Radio Television Hong Kong (RTHK)
commissioned VT Merlin to undertake a
feasibility study into setting up DRM
broadcasts in the Hong Kong territory.
RTHK has analogue medium wave and FM
radio services, but no digital radio service.
VT Merlin engineers conducted a pilot study
during March 2004 utilising RTHK’s existing
analogue transmitter on 783 kHz. A total
of 47 RTHK sites located throughout the
territory were included in the study, with
measurements taken at each location. VT
Merlin also proved the possibilities for data
transmission by sending electronic images
during the regular audio service. Peter
Gordon, VT Merlin’s Head of Digitalisation
commented: “The results of this study are
very encouraging and show RTHK how the
DRM platform could be constructed using
existing broadcast infrastructure.”
Australia to merge media and
communications regulators
The Australian government is to merge the
Australian Broadcasting Authority (ABA)
and the Australian Communications
Authority (ACA) next year to establish a
new-look media and communications
regulator. The Australian Communications
and Media Authority will regulate
telecommunications, broadcasting, radio
and online content from 1 July 2005.
Hellas Sat celebrates first birthday
Hellas Sat has attracted significant
customers to its multi-region geostationary
satellite system with a total space capacity
of 30 x 36Mhz active high power Ku-band
transponders since its launch in May 2003.
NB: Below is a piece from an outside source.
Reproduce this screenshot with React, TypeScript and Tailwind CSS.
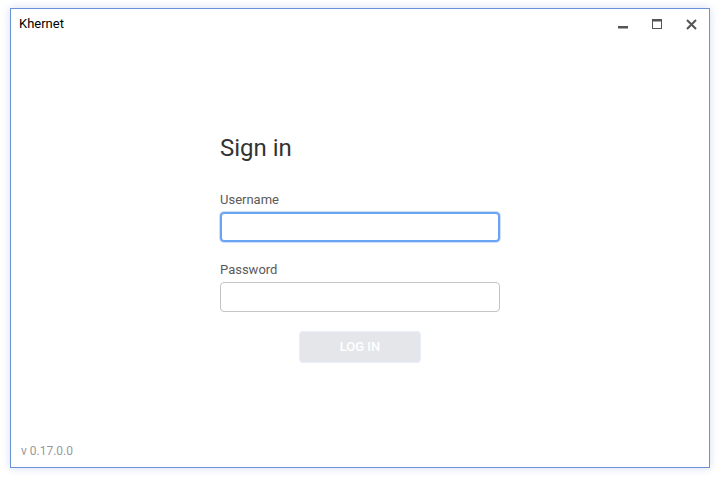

Hellas-Sat 2, located at 39
o
East, is ideal
for DTH markets as well as VSAT, internet
direct access and video/radio contribution
services. Hellas Sat is looking to put special
emphasis on HDTV services in the future.
As the official satellite for the 2004 Olympic
Games Hellas-Sat 2 is able to provide high
power connection for occasional use
services for SNG and Sports reporting.